Post 9/11 Reflections*
Priscilla Kauff, PhD, CGP, DFAGPA

It is now nearly four months since the attack on the World Trade Center. My involvement began within the first week after 9/11 when I was asked to lead a crisis team to help the survivors of a major corporation that had offices on the corner of the World Trade Center site. As an individual and group analyst, I should point out that I have never had counseling training, trauma or bereavement or stress reduction training, or specific crisis intervention experience. Nor am I an expert on PTSD. I was asked, and I said yes. 

My lack of such specialized training not withstanding, I found that combination of psychoanalysis as a way of thinking and the skill I had in the use of the group modality proved ideal for this situation. 

I started with a small introduction in which I attempted to touch on virtually any response that anyone present might have had or might develop over time. The purpose was to establish that any response would be expectable and acceptable. To further emphasize this point, I described my own experience of the attack and focused deliberately on my feelings, hoping to model sharing and to encourage participation. I also asked the highest-ranking members of the group to join in if they felt they could, because I felt that would go a long way in encouraging the other members of the group to speak.

Each time I began with a new group or in a new place, I followed this format, with some revision of the introductory remarks to accommodate the time lapse and the likelihood that unanticipated reactions or more serious symptoms might have developed.
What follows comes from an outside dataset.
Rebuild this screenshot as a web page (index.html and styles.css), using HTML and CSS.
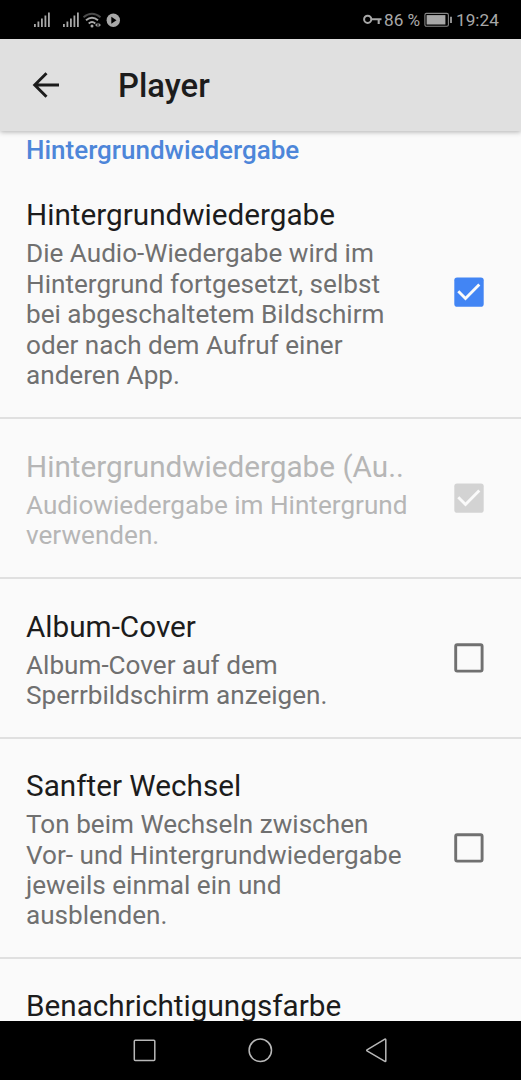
FILE: index.html
```html
<!DOCTYPE html>
<html lang="de">
<head>
<meta charset="utf-8">
<title>Player</title>
<link rel="stylesheet" href="styles.css">
</head>
<body>
<div class="screen">
  <div class="status">
    <svg class="status-left" width="90" height="24" viewBox="0 0 90 24">
      <g stroke="#a8a8a8" stroke-width="1.8">
        <path d="M1.9 19v-3M5.4 19v-5.5M8.900 19v-8.500M12.400 19V7.500M15.900 19V4.500"/>
        <path d="M30.900 19v-3M34.400 19v-5.500M37.900 19v-8.500M41.400 19V7.500M44.900 19V4.500"/>
      </g>
      <g fill="none" stroke-width="1.9">
        <path d="M50.500 9.200q8.500-7 17 0" stroke="#4a4a4a"/>
        <path d="M53 12.200q6-5 12 0M55.700 15.400q3.300-2.600 6.600 0" stroke="#aaa"/>
      </g>
      <circle cx="59" cy="18" r="1.500" fill="#aaa"/>
      <path d="M62 17l2.500-2.200v4.400zM68 17l-2.500-2.200v4.400z" fill="#999"/>
      <circle cx="80.300" cy="12.200" r="6.700" fill="#a8a8a8"/>
      <path d="M78.300 8.700l5.200 3.500-5.200 3.500z" fill="#000"/>
    </svg>
    <div class="status-right">
      <svg width="19" height="12" viewBox="0 0 19 12">
        <circle cx="4.700" cy="5.300" r="3.600" fill="none" stroke="#a8a8a8" stroke-width="2"/>
        <path d="M8 5.300h10.500M15.700 5v5" fill="none" stroke="#a8a8a8" stroke-width="2.100"/>
      </svg>
      <span class="percent">86 %</span>
      <svg class="battery" width="29" height="16" viewBox="0 0 29 16">
        <rect x=".9" y="1.400" width="23.500" height="12.800" rx="1.500" fill="none" stroke="#858585" stroke-width="1.100"/>
        <rect x="2.600" y="3.100" width="18.800" height="9.400" fill="#a8a8a8"/>
        <path d="M27 4.700v6.200" stroke="#a8a8a8" stroke-width="1.700"/>
      </svg>
      <span class="clock">19:24</span>
    </div>
  </div>

  <header class="toolbar">
    <svg class="back" width="28" height="28" viewBox="0 0 28 28">
      <path d="M27 14H3M14.500 2.200L2.700 14l11.800 11.800" fill="none" stroke="#1c1c1c" stroke-width="2.900"/>
    </svg>
    <h1 class="toolbar-title">Player</h1>
  </header>

  <main class="list">
    <h2 class="category">Hintergrundwiedergabe</h2>

    <section class="row row-5">
      <div class="text">
        <div class="title">Hintergrundwiedergabe</div>
        <div class="summary">Die Audio-Wiedergabe wird im<br>Hintergrund fortgesetzt, selbst<br>bei abgeschaltetem Bildschirm<br>oder nach dem Aufruf einer<br>anderen App.</div>
      </div>
      <svg class="check" viewBox="0 0 30 30">
        <rect x=".3" y=".5" width="29.400" height="29.200" rx="2.800" fill="#4285f4"/>
        <path d="M4.300 14.300l7.200 7.200L25.300 7.600" fill="none" stroke="#fafafa" stroke-width="2.900"/>
      </svg>
    </section>

    <section class="row row-2 disabled">
      <div class="text">
        <div class="title">Hintergrundwiedergabe (Au..</div>
        <div class="summary">Audiowiedergabe im Hintergrund<br>verwenden.</div>
      </div>
      <svg class="check" viewBox="0 0 30 30">
        <rect x=".3" y=".5" width="29.400" height="29.200" rx="2.800" fill="#d3d3d3"/>
        <path d="M4.300 14.300l7.200 7.200L25.300 7.600" fill="none" stroke="#fafafa" stroke-width="2.900"/>
      </svg>
    </section>

    <section class="row row-2">
      <div class="text">
        <div class="title">Album-Cover</div>
        <div class="summary">Album-Cover auf dem<br>Sperrbildschirm anzeigen.</div>
      </div>
      <svg class="check" viewBox="0 0 30 30">
        <rect x="1.700" y="1.700" width="26.400" height="26.400" rx="1.500" fill="none" stroke="#707070" stroke-width="2.900"/>
      </svg>
    </section>

    <section class="row row-4">
      <div class="text">
        <div class="title">Sanfter Wechsel</div>
        <div class="summary">Ton beim Wechseln zwischen<br>Vor- und Hintergrundwiedergabe<br>jeweils einmal ein und<br>ausblenden.</div>
      </div>
      <svg class="check" viewBox="0 0 30 30">
        <rect x="1.700" y="1.700" width="26.400" height="26.400" rx="1.500" fill="none" stroke="#707070" stroke-width="2.900"/>
      </svg>
    </section>

    <section class="row row-last">
      <div class="text">
        <div class="title">Benachrichtigungsfarbe</div>
      </div>
    </section>
  </main>

  <nav class="navbar">
    <svg width="24" height="26" viewBox="0 0 24 26"><rect x="2.300" y="3.200" width="20.500" height="20.300" rx="1" fill="none" stroke="#b8b8b8" stroke-width="1.500"/></svg>
    <svg width="26" height="26" viewBox="0 0 26 26"><circle cx="13.300" cy="13.300" r="11.200" fill="none" stroke="#b8b8b8" stroke-width="1.500"/></svg>
    <svg width="24" height="26" viewBox="0 0 24 26"><path d="M21.800 2.700v21.200a.6.600 0 0 1-.9.500L3 13.800a.6.600 0 0 1 0-1L20.900 2.200a.6.600 0 0 1 .9.500z" fill="none" stroke="#b8b8b8" stroke-width="1.500"/></svg>
  </nav>
</div>
</body>
</html>
```
FILE: styles.css
```css
* { box-sizing: border-box; }
body {
  margin: 0;
  font-family: Roboto, "Noto Sans", sans-serif;
  background: #fafafa;
}
.screen {
  width: 521px;
  height: 1080px;
  display: flex;
  flex-direction: column;
  overflow: hidden;
}
svg { display: block; flex: none; }

.status {
  flex: none;
  height: 39px;
  display: flex;
  justify-content: space-between;
  align-items: flex-start;
  padding: 8px 22px 0 33px;
  background: #000;
  color: #a8a8a8;
  font-size: 17.2px;
  line-height: 24px;
}
.status-right { display: flex; align-items: center; }
.percent { margin-left: 2px; width: 37px; white-space: nowrap; }
.battery { margin-left: 3px; }
.clock { margin-left: 3px; width: 43px; white-space: nowrap; }

.toolbar {
  flex: none;
  height: 92px;
  display: flex;
  align-items: center;
  padding-left: 32px;
  background: #e0e0e0;
  box-shadow: 0 1px 5px rgba(0, 0, 0, .3);
  z-index: 1;
}
.toolbar-title {
  margin: 2px 0 0 58px;
  font-size: 32.8px;
  font-weight: 500;
  line-height: 40px;
  color: #1c1c1c;
}

.list { flex: 1; min-height: 0; overflow: hidden; }
.category {
  margin: 0;
  height: 37px;
  padding: 4px 0 0 26px;
  font-size: 26px;
  font-weight: 500;
  line-height: 30px;
  color: #4d86d9;
}
.row {
  display: flex;
  justify-content: space-between;
  align-items: center;
  padding: 0 37px 0 26px;
  border-bottom: 2px solid #e0e0e0;
}
.row-5 { height: 251px; }
.row-5 .check { margin-bottom: 2px; }
.row-2 { height: 160px; }
.row-4 { height: 220px; }
.row-last { height: 160px; align-items: flex-start; padding-top: 26px; }
.text { margin-top: 4px; }
.title {
  font-size: 29.7px;
  line-height: 34px;
  color: #1c1c1c;
  white-space: nowrap;
}
.summary {
  margin-top: 6px;
  font-size: 26.13px;
  line-height: 30.4px;
  color: #707070;
  white-space: nowrap;
}
.disabled .title, .disabled .summary { color: #b6b6b6; }
.check { width: 30px; height: 30px; }

.navbar {
  flex: none;
  height: 59px;
  display: flex;
  justify-content: space-between;
  padding: 16px 133px 0 132px;
  background: #000;
}
```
Following the introduction and comments by the rest of my team, members of the group did indeed begin to speak, usually starting with the more senior people. After this, we broke up into smaller groups and also offered, when desired, individual consultations. Interestingly, the latter were not as well attended as the group meetings, which were clearly the most relevant and desirable. Individual sessions tended to be utilized by the most senior people who had special needs and by the most seriously affected individuals who needed extra help, but these were few in number.

I had to forge a relationship where none existed and where the expectation was that I would enter and leave as fast as possible because although the company knew it needed me, it did not necessarily want me there.

The good and interesting news is that my training and experience as a psychoanalyst and group therapist came through for me. The last four months have resulted in my rethinking my conceptual “bible” as I have been trying to work backwards to understand what in my knowledge and training was so relevant that it rescued me in this rather precarious but always exciting and rewarding endeavor. Here’s what I found:

  • The need for a working alliance and the necessity of dealing with resistance was critical in getting rapidly through the initial stages of introducing a service that was received ambivalently at best.
  • External events are meaningful beyond the facts that describe them. The unconscious meaning of events will play a large part in their ultimate impact, even in situations which are fairly described as massively traumatic. 
  • Understanding that transference is a ubiquitous phenomenon even if it could not be dealt with directly was, I believe, critical to the success of this endeavor. 

These are just some of the issues that I have found engaging and compelling and continue to think about. At the present time, I am still actively engaged in doing this work and I feel so grateful to have had the opportunity. Nothing is a better antidote to helplessness than the opportunity I have been afforded during this time. 

* This article originally appeared in Psychodynamic Update, a publication of the Center for Psychoanalytic Studies at Massachusetts General Hospital, Winter, 2002. It was published with permission in the April/May 2002 issue of The Group Circle.